This is a setup I had in my 2nd generation explorer running off of 1 memphis mojo 4kw amp which is on paper the same power as his Fusion amp. And only running 1 batteries (odyssey 2150) compared to his 4 batteries. Now because I only used a single 15 I was able to run a much shorter box and in a 2nd gen explorer if you fire the port to the back the shorter the box is the more you increase your spl score at the dash. My sub was a shocker extreme that I reconed with atomic APX softparts. Basically a simple TC9 motor which is known for taking 1000 watts rms daily, been around for years...nothing special about it. I ran it in a nice 6th order series tuned bandpass and it was 150+ db from 36hz all the way up to 63 hz on the termlab all sealed up windows and doors closed, truck off. And she peaked at 152.3 at 51 hz. Which I would bet money is quite a bit louder than the DC box shown above even despite its huge battery power advantage and using a far far better woofer. This was also only with 2 runs of 1/0 from my front batt, I had 8 more runs sitting there being unused which would have gained me another 0.5db.
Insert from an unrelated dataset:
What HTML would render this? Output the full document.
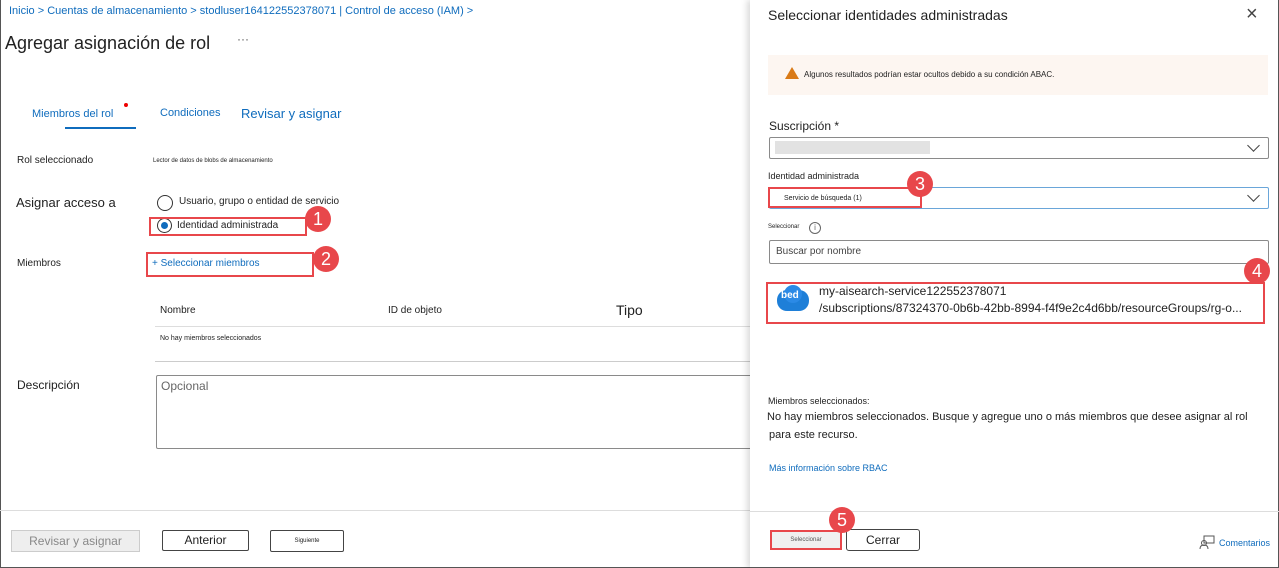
<!DOCTYPE html><html><head><meta charset="utf-8"><style>
*{margin:0;padding:0;box-sizing:border-box}
body{width:1279px;height:568px;overflow:hidden;background:#fff;font-family:"Liberation Sans",sans-serif;color:#222;position:relative}
.a{position:absolute;white-space:nowrap}
.b{color:#0f6cbd}
.rb{position:absolute;border:2px solid #e8474b}
.n{position:absolute;width:26px;height:26px;border-radius:50%;background:#e8474b;color:#fff;font-size:18px;text-align:center;line-height:26px}
.box{position:absolute;border:1px solid #8a8a8a;border-radius:2px;background:#fff}
.chev{position:absolute;width:9px;height:9px;border-right:1.3px solid #444;border-bottom:1.3px solid #444;transform:rotate(45deg)}
</style></head><body>
<div style="position:absolute;left:0;top:0;width:1279px;height:568px;border:1px solid #555;border-top:none;border-right:none"></div>
<div class="a b" style="left:9px;top:5px;font-size:11px">Inicio &gt; Cuentas de almacenamiento &gt; stodluser164122552378071 | Control de acceso (IAM) &gt;</div>
<div class="a" style="left:5px;top:33px;font-size:18px;color:#222">Agregar asignación de rol</div>
<div class="a" style="left:237px;top:32px;font-size:12px;color:#555">···</div>
<div class="a b" style="left:32px;top:108px;font-size:11px">Miembros del rol</div>
<div class="a" style="left:124px;top:103px;width:4px;height:4px;border-radius:50%;background:#e00"></div>
<div class="a" style="left:65px;top:127px;width:71px;height:2px;background:#0f6cbd"></div>
<div class="a b" style="left:160px;top:107px;font-size:11px">Condiciones</div>
<div class="a b" style="left:241px;top:106px;font-size:13px">Revisar y asignar</div>
<div class="a" style="left:17px;top:155px;font-size:10px">Rol seleccionado</div>
<div class="a" style="left:153px;top:158px;font-size:6px">Lector de datos de blobs de almacenamiento</div>
<div class="a" style="left:16px;top:195px;font-size:13px">Asignar acceso a</div>
<div class="a" style="left:157px;top:195px;width:16px;height:16px;border:1px solid #333;border-radius:50%"></div>
<div class="a" style="left:179px;top:196px;font-size:10px">Usuario, grupo o entidad de servicio</div>
<div class="a" style="left:157px;top:218px;width:15px;height:15px;border:1px solid #333;border-radius:50%"></div>
<div class="a" style="left:161px;top:222px;width:7px;height:7px;background:#0f6cbd;border-radius:50%"></div>
<div class="a" style="left:177px;top:220px;font-size:10px">Identidad administrada</div>
<div class="rb" style="left:149px;top:217px;width:158px;height:19px"></div>
<div class="n" style="left:305px;top:206px">1</div>
<div class="a" style="left:17px;top:258px;font-size:10px">Miembros</div>
<div class="a b" style="left:152px;top:258px;font-size:10px">+ Seleccionar miembros</div>
<div class="rb" style="left:146px;top:252px;width:168px;height:25px"></div>
<div class="n" style="left:313px;top:246px">2</div>
<div class="a" style="left:160px;top:305px;font-size:10px">Nombre</div>
<div class="a" style="left:388px;top:305px;font-size:10px">ID de objeto</div>
<div class="a" style="left:616px;top:302px;font-size:14px">Tipo</div>
<div class="a" style="left:155px;top:326px;width:595px;height:1px;background:#ddd"></div>
<div class="a" style="left:160px;top:335px;font-size:7px">No hay miembros seleccionados</div>
<div class="a" style="left:155px;top:361px;width:595px;height:1px;background:#ccc"></div>
<div class="a" style="left:17px;top:378px;font-size:12px">Descripción</div>
<div class="box" style="left:156px;top:375px;width:600px;height:74px"></div>
<div class="a" style="left:161px;top:379px;font-size:12px;color:#666">Opcional</div>
<div class="a" style="left:0;top:510px;width:750px;height:1px;background:#ddd"></div>
<div class="a" style="left:11px;top:530px;width:129px;height:22px;background:#eee;border:1px solid #ccc;color:#888;font-size:12px;text-align:center;line-height:20px">Revisar y asignar</div>
<div class="a" style="left:162px;top:530px;width:87px;height:21px;border:1px solid #444;border-radius:2px;font-size:12px;text-align:center;line-height:19px">Anterior</div>
<div class="a" style="left:270px;top:530px;width:74px;height:22px;border:1px solid #444;border-radius:2px;font-size:6px;text-align:center;line-height:20px">Siguiente</div>
<div class="a" style="left:750px;top:0;width:529px;height:568px;background:#fff;box-shadow:-3px 0 6px rgba(0,0,0,.15);border-right:1px solid #555;border-bottom:1px solid #555"></div>
<div class="a" style="left:768px;top:7px;font-size:14px">Seleccionar identidades administradas</div>
<div class="a" style="left:1246px;top:3px;font-size:20px;color:#444">×</div>
<div class="a" style="left:768px;top:55px;width:500px;height:40px;background:#fdf6f1"></div>
<div class="a" style="left:785px;top:67px;width:0;height:0;border-left:7px solid transparent;border-right:7px solid transparent;border-bottom:12px solid #d97a17"></div>
<div class="a" style="left:804px;top:70px;font-size:8px">Algunos resultados podrían estar ocultos debido a su condición ABAC.</div>
<div class="a" style="left:769px;top:119px;font-size:12px">Suscripción *</div>
<div class="box" style="left:769px;top:137px;width:500px;height:22px"></div>
<div class="a" style="left:775px;top:141px;width:155px;height:13px;background:#e2e2e2"></div>
<div class="chev" style="left:1249px;top:141px"></div>
<div class="a" style="left:768px;top:171px;font-size:9px">Identidad administrada</div>
<div class="box" style="left:769px;top:187px;width:500px;height:22px;border-color:#6aa6d9"></div>
<div class="a" style="left:784px;top:195px;font-size:7px">Servicio de búsqueda (1)</div>
<div class="chev" style="left:1249px;top:191px"></div>
<div class="rb" style="left:768px;top:187px;width:154px;height:21px"></div>
<div class="n" style="left:907px;top:171px">3</div>
<div class="a" style="left:768px;top:224px;font-size:6px">Seleccionar</div>
<div class="a" style="left:809px;top:222px;width:12px;height:12px;border:1px solid #666;border-radius:50%;font-size:8px;text-align:center;line-height:10px;color:#666">i</div>
<div class="box" style="left:769px;top:240px;width:500px;height:24px"></div>
<div class="a" style="left:776px;top:246px;font-size:10px;color:#444">Buscar por nombre</div>
<div class="a" style="left:777px;top:290px;width:32px;height:21px;border-radius:10px;background:#1e7fd8"></div>
<div class="a" style="left:784px;top:285px;width:18px;height:18px;border-radius:50%;background:#2b8ae6"></div>
<div class="a" style="left:781px;top:290px;font-size:10px;color:#fff;font-weight:bold">bed</div>
<div class="a" style="left:819px;top:284px;font-size:12px">my-aisearch-service122552378071</div>
<div class="a" style="left:819px;top:301px;font-size:12px">/subscriptions/87324370-0b6b-42bb-8994-f4f9e2c4d6bb/resourceGroups/rg-o...</div>
<div class="rb" style="left:766px;top:282px;width:499px;height:42px"></div>
<div class="n" style="left:1244px;top:258px">4</div>
<div class="a" style="left:768px;top:396px;font-size:9px">Miembros seleccionados:</div>
<div class="a" style="left:767px;top:411px;font-size:11px">No hay miembros seleccionados. Busque y agregue uno o más miembros que desee asignar al rol</div>
<div class="a" style="left:769px;top:429px;font-size:11px">para este recurso.</div>
<div class="a b" style="left:769px;top:463px;font-size:9px">Más información sobre RBAC</div>
<div class="a" style="left:750px;top:511px;width:529px;height:1px;background:#ddd"></div>
<div class="a" style="left:770px;top:530px;width:72px;height:20px;background:#f0f0f0;border:2px solid #e8474b;font-size:6px;text-align:center;line-height:16px;color:#555">Seleccionar</div>
<div class="a" style="left:846px;top:529px;width:74px;height:22px;border:1px solid #444;border-radius:3px;font-size:12px;text-align:center;line-height:20px">Cerrar</div>
<div class="n" style="left:829px;top:507px">5</div>
<svg class="a" style="left:1199px;top:535px" width="16" height="15" viewBox="0 0 16 15" fill="none" stroke="#555" stroke-width="1"><rect x="5" y="1" width="10" height="7"/><circle cx="5" cy="8" r="2.5"/><path d="M1 14c0-3 2-4 4-4s4 1 4 4"/></svg>
<div class="a b" style="left:1219px;top:538px;font-size:9px">Comentarios</div>
</body></html>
Also it should be noted that my enclosure was in no way in SPL box as you could tell from its awesomely flat response curve being able to bust 150 from 36-63 hz.
And pics of the woofer...nothin special by any means
















Heres a few pics of the box itself.


















and the score. cant find the printout of the loudest burp but you get the idea










So the point here is....some vehicles shapes/sizes dont allow you to take full advantage of the additional cone area. 

Of course a different box design as Ive already mentioned in this thread to the owner of the DC setup would benefit him greatly if he could allow the box to block less air from passing by it.

The loudest vehicle in the world only uses 2 woofers..think about it.


----------



## Pitbullx (Jul 27, 2005)

and they also have hundreds if not thousands of hours in testing, tweaking, and rebuilding to get that loud.. :uh:


----------



## Airborne (Oct 23, 2005)

> _Originally posted by Wagonized_@Oct 25 2009, 04:32 AM~15459007
> *just thought id add to this.
> 
> a BTL 18 has the ability to hit harder than a BTL 15 because of the obvious cone area advantage.
> ...


That is fucking sick!


----------



## Wagonized (Apr 13, 2009)

> _Originally posted by Pitbullx_@Oct 25 2009, 06:26 AM~15459450
> *and they also have hundreds if not thousands of hours in testing, tweaking, and rebuilding to get that loud.. :uh:
> *


so do they guys using more than 2 woofers.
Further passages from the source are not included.